In the glittering sun of Santa Monica, Robert Leonard, owner of a school bus camera company, lived a second life.
While Leonard bribed Dallas public officials in exchange for government contracts, he also rented high-priced properties, placing him among Hollywood’s elite, on the palm-lined streets of Southern California.
It was there that Realtor Baron Bruno remembers meeting Leonard, who he described as, “Cartoon character-ish. Bald. High energy. Somewhat frantic.”
Bruno said Leonard called in 2014 about renting a condo in a luxurious building in Santa Monica, overlooking the ocean and the Pacific Coast Highway.
The rental fee, according to a real estate listing, was more than $8,000 a month. It’s one of several luxury retreats where Leonard spent time in Santa Monica, between 2014 and 2016, at a time when his company was collecting millions of North Texas tax dollars in contracts with Dallas County Schools.

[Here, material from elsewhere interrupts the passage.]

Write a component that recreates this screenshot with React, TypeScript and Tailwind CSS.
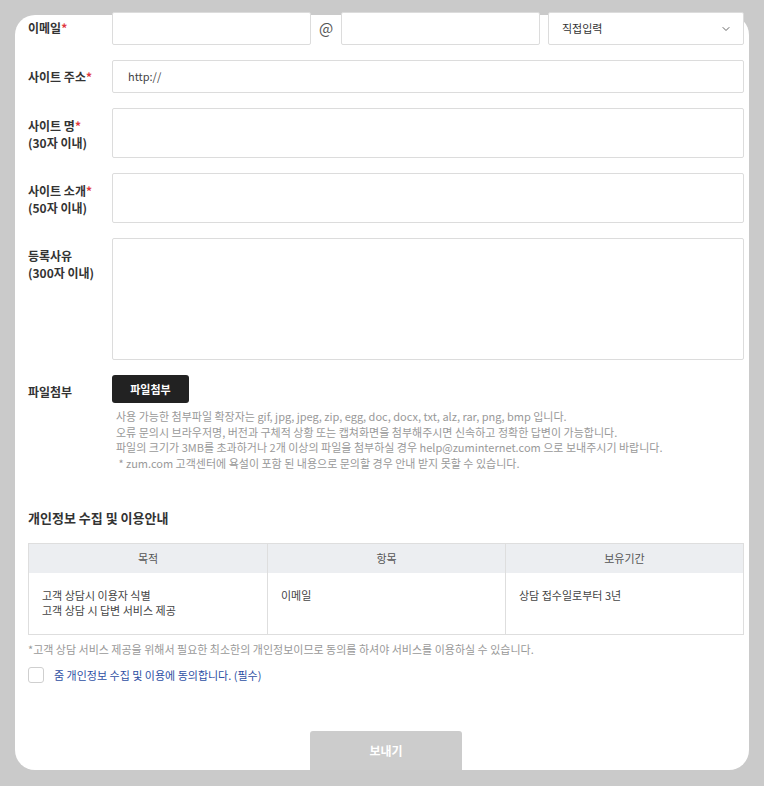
import { ChevronDown } from "lucide-react";

const font = { fontFamily: '"Noto Sans CJK KR", "Noto Sans", sans-serif' };

function Label({ title, sub, required }: { title: string; sub?: string; required?: boolean }) {
  return (
    <div className="w-[84px] shrink-0 text-[12px] leading-[17px] font-bold text-[#333]">
      <div>
        {title}
        {required && <span className="text-[#e0383e]">*</span>}
      </div>
      {sub && <div>{sub}</div>}
    </div>
  );
}

const boxCls = "rounded-[2px] border border-[#dcdcdc] bg-white";

export default function App() {
  return (
    <div className="min-h-[786px] bg-[#cacaca] px-[15px] pt-[15px]" style={font}>
      <div className="flex h-[755px] flex-col rounded-[20px] bg-white pl-[13px] pr-[5px]">
        {/* 이메일 */}
        <div className="-mt-[3px] flex items-start">
          <div className="pt-[7px]">
            <Label title="이메일" required />
          </div>
          <div className="flex flex-1 items-center">
            <div className={`${boxCls} h-[33px] w-[199px]`} />
            <span className="w-[30px] text-center text-[15px] text-[#555]">@</span>
            <div className={`${boxCls} h-[33px] w-[199px]`} />
            <div className={`${boxCls} ml-[8px] flex h-[33px] flex-1 items-center justify-between pl-[13px] pr-[11px] text-[11px] text-[#333]`}>
              <span>직접입력</span>
              <ChevronDown className="h-[12px] w-[12px] text-[#666]" strokeWidth={2} />
            </div>
          </div>
        </div>

        {/* 사이트 주소 */}
        <div className="mt-[15px] flex items-start">
          <div className="pt-[8px]">
            <Label title="사이트 주소" required />
          </div>
          <div className={`${boxCls} flex h-[33px] flex-1 items-center pl-[15px] text-[11px] text-[#444]`}>http://</div>
        </div>

        {/* 사이트 명 */}
        <div className="mt-[15px] flex items-start">
          <div className="pt-[9px]">
            <Label title="사이트 명" sub="(30자 이내)" required />
          </div>
          <div className={`${boxCls} h-[50px] flex-1`} />
        </div>

        {/* 사이트 소개 */}
        <div className="mt-[15px] flex items-start">
          <div className="pt-[9px]">
            <Label title="사이트 소개" sub="(50자 이내)" required />
          </div>
          <div className={`${boxCls} h-[50px] flex-1`} />
        </div>

        {/* 등록사유 */}
        <div className="mt-[15px] flex items-start">
          <div className="pt-[9px]">
            <Label title="등록사유" sub="(300자 이내)" />
          </div>
          <div className={`${boxCls} h-[122px] flex-1`} />
        </div>

        {/* 파일첨부 */}
        <div className="mt-[15px] flex items-start">
          <div className="pt-[8px]">
            <Label title="파일첨부" />
          </div>
          <div className="flex-1">
            <button className="h-[28px] w-[77px] rounded-[3px] bg-[#222] text-[11px] font-bold text-white">파일첨부</button>
            <div className="mt-[6px] pl-[4px] text-[11px] leading-[15.6px] text-[#999]">
              <p>사용 가능한 첨부파일 확장자는 gif, jpg, jpeg, zip, egg, doc, docx, txt, alz, rar, png, bmp 입니다.</p>
              <p>오류 문의시 브라우저명, 버전과 구체적 상황 또는 캡쳐화면을 첨부해주시면 신속하고 정확한 답변이 가능합니다.</p>
              <p>파일의 크기가 3MB를 초과하거나 2개 이상의 파일을 첨부하실 경우 help@zuminternet.com 으로 보내주시기 바랍니다.</p>
              <p>&nbsp;* zum.com 고객센터에 욕설이 포함 된 내용으로 문의할 경우 안내 받지 못할 수 있습니다.</p>
            </div>
          </div>
        </div>

        {/* 개인정보 */}
        <h2 className="mt-[37px] text-[13px] font-bold leading-[18px] text-[#333]">개인정보 수집 및 이용안내</h2>
        <div className="mt-[16px] grid grid-cols-3 border border-[#dedede] text-[11px] text-[#555]">
          <div className="flex h-[29px] items-center justify-center bg-[#eceef1]">목적</div>
          <div className="flex h-[29px] items-center justify-center border-l border-[#dedede] bg-[#eceef1]">항목</div>
          <div className="flex h-[29px] items-center justify-center border-l border-[#dedede] bg-[#eceef1]">보유기간</div>
          <div className="h-[61px] pl-[13px] pt-[15px] leading-[15px] text-[#444]">
            <p>고객 상담시 이용자 식별</p>
            <p>고객 상담 시 답변 서비스 제공</p>
          </div>
          <div className="h-[61px] border-l border-[#dedede] pl-[13px] pt-[15px] leading-[15px] text-[#444]">이메일</div>
          <div className="h-[61px] border-l border-[#dedede] pl-[13px] pt-[15px] leading-[15px] text-[#444]">상담 접수일로부터 3년</div>
        </div>
        <p className="mt-[7px] text-[11px] leading-[15px] text-[#999]">*고객 상담 서비스 제공을 위해서 필요한 최소한의 개인정보이므로 동의를 하셔야 서비스를 이용하실 수 있습니다.</p>
        <label className="mt-[10px] flex items-center">
          <span className="h-[16px] w-[16px] rounded-[3px] border border-[#cfcfcf] bg-white" />
          <span className="ml-[10px] text-[11px] text-[#2e4fa3]">줌 개인정보 수집 및 이용에 동의합니다. (필수)</span>
        </label>

        <div className="mt-auto flex justify-center">
          <button className="h-[39px] w-[152px] rounded-t-[3px] bg-[#cccccc] text-[12px] font-bold text-white">보내기</button>
        </div>
      </div>
    </div>
  );
}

Those contracts, Leonard now admits, were obtained by paying off Dallas officials.
Neighbors also remember Leonard staying in a $15,000-per-month mansion, and renting two apartments and an office on a hillside building, with sweeping views of the coast.
Those who knew of his doings in California also remember Leonard often staying at the famed Beverly Wilshire Hotel, while he spent thousands of dollars renovating the Santa Monica apartments and office, despite not owning them.

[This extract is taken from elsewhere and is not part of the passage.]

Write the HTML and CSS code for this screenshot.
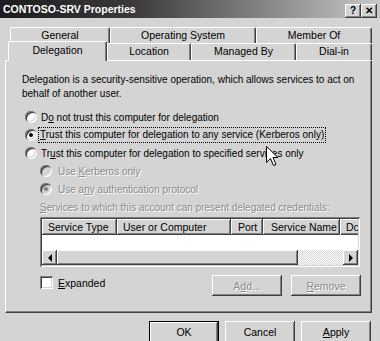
FILE: index.html
```html
<!DOCTYPE html>
<html lang="en">
  <head>
    <meta charset="UTF-8" />
    <title>CONTOSO-SRV Properties</title>
    <link rel="stylesheet" href="styles.css">
  </head>
  <body>
    <div class="titlebar">
      <span class="title">CONTOSO-SRV Properties</span>
      <div class="caption-btns">
        <span class="cap-btn">?</span>
        <span class="cap-btn">&#x2715;</span>
      </div>
    </div>

    <div class="tabs">
      <div class="tab-row back">
        <div class="tab w-general">General</div>
        <div class="tab w-os">Operating System</div>
        <div class="tab w-member">Member Of</div>
      </div>
      <div class="tab-row front">
        <div class="tab active w-delegation">Delegation</div>
        <div class="tab w-location">Location</div>
        <div class="tab w-managed">Managed By</div>
        <div class="tab w-dialin">Dial-in</div>
      </div>
    </div>

    <div class="panel">
      <p class="intro">Delegation is a security-sensitive operation, which allows services to act on<br>behalf of another user.</p>

      <div class="options">
        <div class="radio-row">
          <span class="radio"></span>
          <span>D<u>o</u> not trust this computer for delegation</span>
        </div>
        <div class="radio-row">
          <span class="radio checked"></span>
          <span class="focus"><u>T</u>rust this computer for delegation to any service (Kerberos only)</span>
        </div>
        <div class="radio-row">
          <span class="radio"></span>
          <span>Tr<u>u</u>st this computer for delegation to specified services only</span>
        </div>
        <div class="radio-row sub disabled">
          <span class="radio"></span>
          <span>Use <u>K</u>erberos only</span>
        </div>
        <div class="radio-row sub disabled">
          <span class="radio checked"></span>
          <span>Use a<u>n</u>y authentication protocol</span>
        </div>
      </div>

      <div class="list-label disabled"><u>S</u>ervices to which this account can present delegated credentials:</div>

      <div class="list">
        <div class="list-head">
          <div class="col c-type">Service Type</div>
          <div class="col c-user">User or Computer</div>
          <div class="col c-port">Port</div>
          <div class="col c-name">Service Name</div>
          <div class="col c-dom">Dc</div>
        </div>
        <div class="list-body"></div>
        <div class="hscroll">
          <div class="sb-btn"><span class="arrow left"></span></div>
          <div class="sb-thumb"></div>
          <div class="sb-track"></div>
          <div class="sb-btn"><span class="arrow right"></span></div>
        </div>
      </div>

      <div class="list-footer">
        <label class="check-row">
          <span class="checkbox"></span>
          <span><u>E</u>xpanded</span>
        </label>
        <div class="list-buttons">
          <button class="btn disabled">A<u>d</u>d...</button>
          <button class="btn disabled"><u>R</u>emove</button>
        </div>
      </div>
    </div>

    <div class="actions">
      <button class="btn default">OK</button>
      <button class="btn">Cancel</button>
      <button class="btn"><u>A</u>pply</button>
    </div>

    <svg class="cursor" width="13" height="21" viewBox="0 0 13 21">
      <path d="M0.5 0.5 L0.5 16.5 L4.5 12.5 L7.5 19.5 L10 18.5 L7 11.5 L12 11.5 Z" fill="#fff" stroke="#000" stroke-width="1" />
    </svg>
  </body>
</html>
```

FILE: styles.css
```css
* {
  margin: 0;
  padding: 0;
  box-sizing: border-box;
}

body {
  background-color: #d4d4d4;
  font-family: "Liberation Sans", Arial, sans-serif;
  font-size: 10px;
  color: #000;
  width: 380px;
  height: 341px;
  overflow: hidden;
  position: relative;
}

u {
  text-decoration: underline;
}

/* Title bar */
.titlebar {
  height: 18px;
  display: flex;
  align-items: center;
  justify-content: space-between;
  padding: 0 3px;
  background: linear-gradient(to right, #1c1c1c, #3a3a3a 35%, #c8c8c8);
}

.title {
  color: #fff;
  font-weight: bold;
  font-size: 10.5px;
}

.caption-btns {
  display: flex;
  margin-top: 3px;
}

.cap-btn {
  width: 16px;
  height: 14px;
  background-color: #d4d4d4;
  box-shadow: inset -1px -1px #404040, inset 1px 1px #fff, inset -2px -2px #808080;
  font-weight: bold;
  font-size: 10px;
  line-height: 14px;
  text-align: center;
}

/* Tabs */
.tabs {
  margin-top: 9px;
}

.tab-row {
  display: flex;
}

.tab-row.back {
  margin-left: 10px;
  height: 16px;
}

.tab-row.front {
  margin-left: 8px;
  height: 17px;
}

.tab {
  border-top: 1px solid #fff;
  border-left: 1px solid #fff;
  border-right: 1px solid #404040;
  border-radius: 2px 2px 0 0;
  box-shadow: inset -1px 0 #808080;
  text-align: center;
  line-height: 15px;
  height: 100%;
  font-size: 10.5px;
}

.tab.active {
  height: 20px;
  margin-top: -2px;
  position: relative;
  z-index: 1;
  background-color: #d4d4d4;
  line-height: 16px;
}

.w-general { width: 100px; }
.w-os { width: 146px; }
.w-member { width: 116px; }
.w-delegation { width: 99px; }
.w-location { width: 84px; }
.w-managed { width: 105px; }
.w-dialin { width: 76px; }

/* Panel */
.panel {
  margin-left: 5px;
  width: 367px;
  height: 253px;
  border-top: 1px solid #fff;
  border-left: 1px solid #fff;
  border-right: 1px solid #404040;
  border-bottom: 1px solid #404040;
  box-shadow: inset -1px -1px #808080;
  padding: 12px 0 0 16px;
}

.intro {
  line-height: 14px;
  white-space: nowrap;
}

.options {
  margin-top: 7px;
}

.radio-row {
  display: flex;
  align-items: center;
  height: 18px;
  gap: 4px;
  padding-left: 3px;
}

.radio-row.sub {
  padding-left: 18px;
  gap: 6px;
}

.radio {
  width: 12px;
  height: 12px;
  border-radius: 50%;
  background-color: #fff;
  box-shadow: inset 1px 1px #808080, inset -1px -1px #fff, inset 2px 2px #404040, inset -2px -2px #d4d4d4;
  display: flex;
  align-items: center;
  justify-content: center;
}

.radio.checked::after {
  content: "";
  width: 4px;
  height: 4px;
  border-radius: 50%;
  background-color: #000;
}

.focus {
  outline: 1px dotted #000;
  padding: 0 1px;
  margin-left: -2px;
  line-height: 14px;
}

.disabled {
  color: #8a8a8a;
  text-shadow: 1px 1px 0 #fff;
}

.disabled .radio {
  background-color: #d4d4d4;
}

.disabled .radio.checked::after {
  background-color: #808080;
}

.list-label {
  margin-top: 3px;
  margin-left: 18px;
  line-height: 14px;
  white-space: nowrap;
}

/* List view */
.list {
  margin-top: 2px;
  margin-left: 18px;
  width: 320px;
  height: 50px;
  background-color: #fff;
  padding: 2px;
  box-shadow: inset 1px 1px #808080, inset -1px -1px #fff, inset 2px 2px #404040, inset -2px -2px #d4d4d4;
  display: flex;
  flex-direction: column;
  overflow: hidden;
}

.list-head {
  display: flex;
  height: 16px;
  flex-shrink: 0;
  overflow: hidden;
}

.col {
  background-color: #d4d4d4;
  box-shadow: inset -1px -1px #404040, inset 1px 1px #fff, inset -2px -2px #808080;
  line-height: 16px;
  padding-left: 6px;
  white-space: nowrap;
  overflow: hidden;
  flex-shrink: 0;
  font-size: 10.5px;
}

.c-type { width: 75px; }
.c-user { width: 114px; }
.c-port { width: 32px; padding-left: 7px; }
.c-name { width: 77px; padding-left: 8px; }
.c-dom {
  flex: 1;
  min-width: 0;
  box-shadow: inset 1px 1px #fff, inset 0 -1px #404040, inset 0 -2px #808080;
}

.list-body {
  flex: 1;
}

.hscroll {
  display: flex;
  height: 15px;
}

.sb-btn {
  width: 15px;
  background-color: #d4d4d4;
  box-shadow: inset -1px -1px #404040, inset 1px 1px #fff, inset -2px -2px #808080;
  display: flex;
  align-items: center;
  justify-content: center;
}

.arrow {
  width: 0;
  height: 0;
  border-top: 4px solid transparent;
  border-bottom: 4px solid transparent;
}

.arrow.left {
  border-right: 4px solid #000;
}

.arrow.right {
  border-left: 4px solid #000;
}

.sb-thumb {
  width: 241px;
  background-color: #d4d4d4;
  box-shadow: inset -1px -1px #404040, inset 1px 1px #fff, inset -2px -2px #808080;
}

.sb-track {
  flex: 1;
  background-image: repeating-conic-gradient(#fff 0 25%, #d4d4d4 0 50%);
  background-size: 2px 2px;
}

.list-footer {
  margin-top: 8px;
  margin-left: 18px;
  width: 321px;
  display: flex;
  justify-content: space-between;
}

.check-row {
  display: flex;
  align-items: center;
  gap: 5px;
  height: 15px;
  font-size: 10.5px;
}

.checkbox {
  width: 13px;
  height: 13px;
  background-color: #fff;
  box-shadow: inset 1px 1px #808080, inset -1px -1px #fff, inset 2px 2px #404040, inset -2px -2px #d4d4d4;
}

.list-buttons {
  display: flex;
  gap: 9px;
}

/* Buttons */
.btn {
  width: 70px;
  height: 21px;
  border: none;
  background-color: #d4d4d4;
  box-shadow: inset -1px -1px #404040, inset 1px 1px #fff, inset -2px -2px #808080;
  font-family: inherit;
  font-size: 10.5px;
  color: #000;
}

.btn.disabled {
  color: #8a8a8a;
  text-shadow: 1px 1px 0 #fff;
}

.actions {
  display: flex;
  justify-content: flex-end;
  gap: 6px;
  margin-top: 8px;
  padding-right: 9px;
}

.actions .btn {
  height: 23px;
  padding-bottom: 2px;
}

.btn.default {
  box-shadow: inset 0 0 0 1px #000, inset -2px -2px #404040, inset 2px 2px #fff, inset -3px -3px #808080;
}

.cursor {
  position: absolute;
  left: 266px;
  top: 146px;
}
```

But what they remember most was Leonard’s Rolls Royce.
Each of Leonard’s West Coast addresses placed him in neighborhoods among the stars, including, neighbors said, actors Michael Keaton and Albert Brooks.
Leonard’s luxurious digs also included an ocean-side high-rise in a building where the penthouse was once owned by late actor Larry Hagman, who played the villain J.R. Ewing in the TV series, “Dallas.”

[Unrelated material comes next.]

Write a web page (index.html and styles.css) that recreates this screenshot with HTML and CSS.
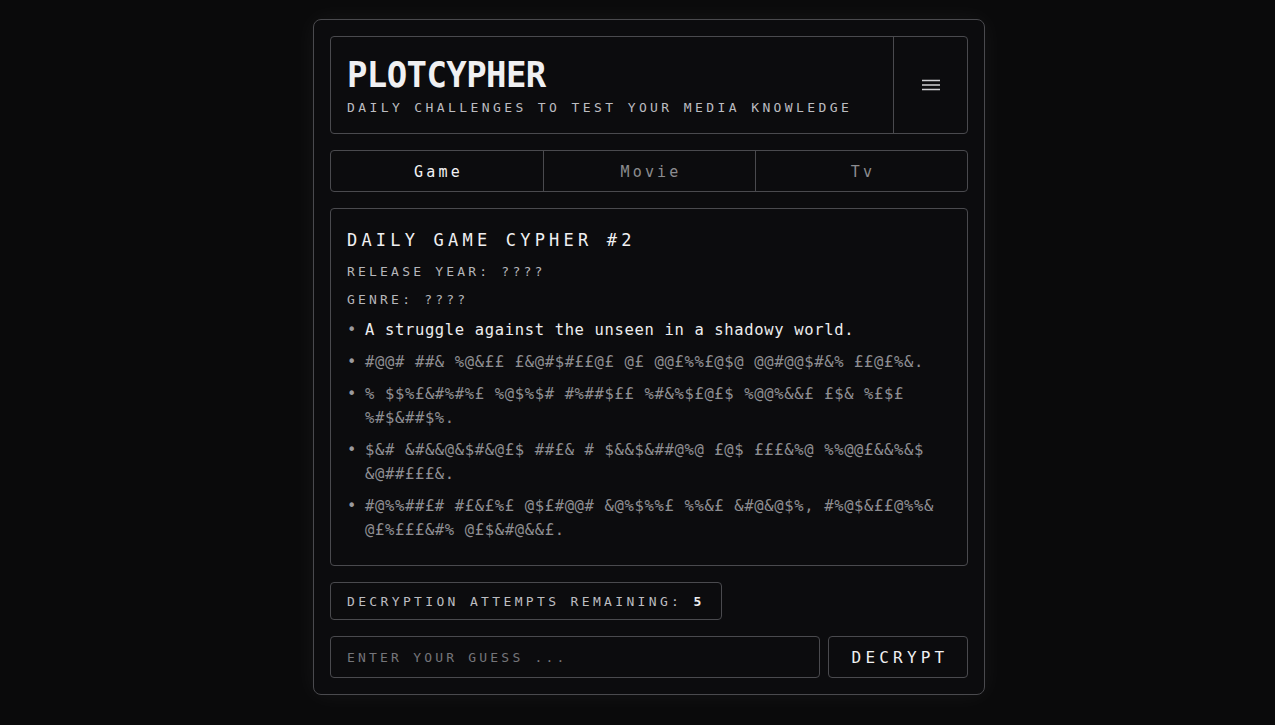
FILE: index.html
```html
<!DOCTYPE html>
<html lang="en">
<head>
<meta charset="utf-8">
<title>PlotCypher</title>
<link rel="stylesheet" href="styles.css">
</head>
<body>
<main class="app">
  <header class="header">
    <div class="brand">
      <h1 class="title">PLOTCYPHER</h1>
      <p class="subtitle">DAILY CHALLENGES TO TEST YOUR MEDIA KNOWLEDGE</p>
    </div>
    <button class="menu" aria-label="Menu">
      <svg width="18" height="12" viewBox="0 0 18 12"><path d="M0 1.5H18M0 6H18M0 10.5H18" stroke="#cfcfd2" stroke-width="1.5" fill="none"/></svg>
    </button>
  </header>
  <nav class="tabs">
    <button class="tab active">Game</button>
    <button class="tab">Movie</button>
    <button class="tab">Tv</button>
  </nav>
  <section class="puzzle">
    <h2 class="puzzle-title">DAILY GAME CYPHER #2</h2>
    <p class="meta first">RELEASE YEAR: ????</p>
    <p class="meta">GENRE: ????</p>
    <ul class="clues">
      <li class="clue revealed">A struggle against the unseen in a shadowy world.</li>
      <li class="clue">#@@# ##&amp; %@&amp;££ £&amp;@#$#££@£ @£ @@£%%£@$@ @@#@@$#&amp;% ££@£%&amp;.</li>
      <li class="clue">% $$%£&amp;#%#%£ %@$%$# #%##$££ %#&amp;%$£@£$ %@@%&amp;&amp;£ £$&amp; %£$£ %#$&amp;##$%.</li>
      <li class="clue">$&amp;# &amp;#&amp;&amp;@&amp;$#&amp;@£$ ##£&amp; # $&amp;&amp;$&amp;##@%@ £@$ £££&amp;%@ %%@@£&amp;&amp;%&amp;$ &amp;@##£££&amp;.</li>
      <li class="clue">#@%%##£# #£&amp;£%£ @$£#@@# &amp;@%$%%£ %%&amp;£ &amp;#@&amp;@$%, #%@$&amp;££@%%&amp; @£%£££&amp;#% @£$&amp;#@&amp;&amp;£.</li>
    </ul>
  </section>
  <div class="attempts"><span>DECRYPTION ATTEMPTS REMAINING: <strong>5</strong></span></div>
  <form class="guess">
    <input class="guess-input" type="text" placeholder="ENTER YOUR GUESS ...">
    <button class="decrypt" type="button">DECRYPT</button>
  </form>
</main>
</body>
</html>
```

FILE: styles.css
```css
* { box-sizing: border-box; }
html, body {
  margin: 0;
  padding: 0;
  background: #0a0a0b;
  color: #e8e8ea;
  font-family: "DejaVu Sans Mono", "Liberation Mono", monospace;
}
body {
  padding-top: 19px;
  padding-left: 23px;
  display: flex;
  justify-content: center;
  min-height: 725px;
}
.app {
  width: 672px;
  height: 676px;
  background: #0c0c0e;
  border: 1px solid #4a4a4e;
  border-radius: 8px;
  padding: 16px;
  display: flex;
  flex-direction: column;
  box-shadow: 0 0 24px rgba(255,255,255,0.05);
}
.header {
  display: flex;
  height: 98px;
  border: 1px solid #4a4a4e;
  border-radius: 4px;
}
.brand {
  flex: 1;
  padding: 18px 16px 0 16px;
}
.title {
  margin: 0;
  font-size: 34px;
  line-height: 38px;
  font-weight: bold;
  letter-spacing: -0.6px;
  color: #f0f0f2;
  transform: scaleY(1.06);
  transform-origin: left center;
}
.subtitle {
  margin: 7px 0 0;
  font-size: 13px;
  line-height: 16px;
  letter-spacing: 3.4px;
  color: #bdbdc1;
}
.menu {
  width: 74px;
  background: transparent;
  border: none;
  border-left: 1px solid #4a4a4e;
  display: flex;
  align-items: center;
  justify-content: center;
  padding: 0;
}
.tabs {
  margin-top: 16px;
  display: grid;
  grid-template-columns: 1fr 1fr 1fr;
  height: 42px;
  border: 1px solid #4a4a4e;
  border-radius: 4px;
  overflow: hidden;
}
.tab {
  background: transparent;
  border: none;
  border-left: 1px solid #4a4a4e;
  color: #8c8c90;
  font-family: inherit;
  font-size: 15px;
  letter-spacing: 3.2px;
  padding: 2px 0 0 3px;
}
.tab:first-child { border-left: none; }
.tab.active { color: #f2f2f4; }
.puzzle {
  margin-top: 16px;
  border: 1px solid #4a4a4e;
  border-radius: 4px;
  padding: 20px 16px 14px;
  height: 358px;
}
.puzzle-title {
  margin: 0;
  font-size: 17px;
  line-height: 22px;
  font-weight: normal;
  letter-spacing: 4.2px;
  color: #f0f0f2;
}
.meta {
  margin: 6px 0 0;
  font-size: 13px;
  line-height: 22px;
  letter-spacing: 3.2px;
  color: #b6b6ba;
}
.meta.first { margin-top: 10px; }
.clues {
  list-style: none;
  margin: 7px 0 0;
  padding: 0;
  display: flex;
  flex-direction: column;
  gap: 8px;
}
.clue {
  position: relative;
  padding-left: 18px;
  font-size: 15.5px;
  line-height: 24px;
  letter-spacing: 0.65px;
  color: #8e8e92;
}
.clue::before {
  content: "•";
  position: absolute;
  left: 0;
  top: 0;
  color: #9a9a9e;
}
.clue.revealed { color: #ececee; }
.attempts {
  margin-top: 16px;
  align-self: flex-start;
  height: 38px;
  border: 1px solid #4a4a4e;
  border-radius: 4px;
  padding: 0 16px;
  display: flex;
  align-items: center;
  font-size: 13px;
  letter-spacing: 3.35px;
  color: #bdbdc1;
}
.attempts strong {
  font-weight: bold;
  color: #ececee;
}
.guess {
  margin: 16px 0 0;
  display: flex;
  gap: 8px;
  height: 42px;
}
.guess-input {
  flex: 1;
  background: transparent;
  border: 1px solid #4a4a4e;
  border-radius: 4px;
  padding: 0 16px;
  font-family: inherit;
  font-size: 13px;
  letter-spacing: 3.2px;
  color: #ececee;
}
.guess-input::placeholder { color: #75757a; }
.decrypt {
  width: 140px;
  background: transparent;
  border: 1px solid #4a4a4e;
  border-radius: 4px;
  font-family: inherit;
  font-size: 16px;
  letter-spacing: 4.2px;
  color: #f0f0f2;
  padding: 0 0 0 4px;
}
```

Today, some see Leonard as a real-life villain, in a true Dallas scandal that funded his lavish living with your tax dollars.
“The money that is in Robert Leonard’s pocket is money that needs to be transferred to the pocket of the Dallas taxpayers,” said Stephanie Curtis, the lawyer for the state-appointed committee in charge of shutting down Dallas County Schools.
The agency wound up nearly bankrupt from bad business deals with Leonard’s camera company, Force Multiplier Solutions.
In a plea agreement in federal court, Leonard admitted he was able to carry out those deals by bribing DCS Superintendent Rick Sorrells and Dallas Mayor Pro Tem Dwaine Caraway, both of whom have stepped down, pleaded guilty to federal charges and are now facing time in prison.
On behalf of DCS, Curtis is suing Leonard and others, trying to recover millions of taxpayer dollars.
“We know where his assets are,” she said, adding, “We are continuing to uncover streams of revenue every day, and are taking measures through the court system to take advantage of those early seizure opportunities.”
In addition to his West Coast retreats, Leonard owned an expensive Dallas home, on a private lake, and kept a luxury apartment in New Orleans.
Today, he still owns a mansion in a New Orleans suburb.
Leonard declined an interview with NBC 5 Investigates. His attorney said his earnings did not just come from DCS, but from business transactions with other school districts where, according to the lawyer, there were no questions of impropriety.
NBC 5 Investigates has learned, from records and in interviews, that Leonard was seeking to win government contracts in California to put cameras on school buses, as well as on transit buses in downtown Los Angeles.
The records show Leonard’s company met with the Los Angeles Department of Transportation in 2015, but never signed a deal.
But the money continued to flow from Dallas to the Hollywood Hills, with Leonard sometimes invoicing DCS for cameras, using a Santa Monica address and a different corporate name, “RPI Inc.”
“I remember him saying he was starting up a business here,” said Bruno, the real estate agent.
But the Dallas scandal ultimately spelled the end of any California dreams, with Bruno summing it up: “It’s disgusting and it’s disheartening.”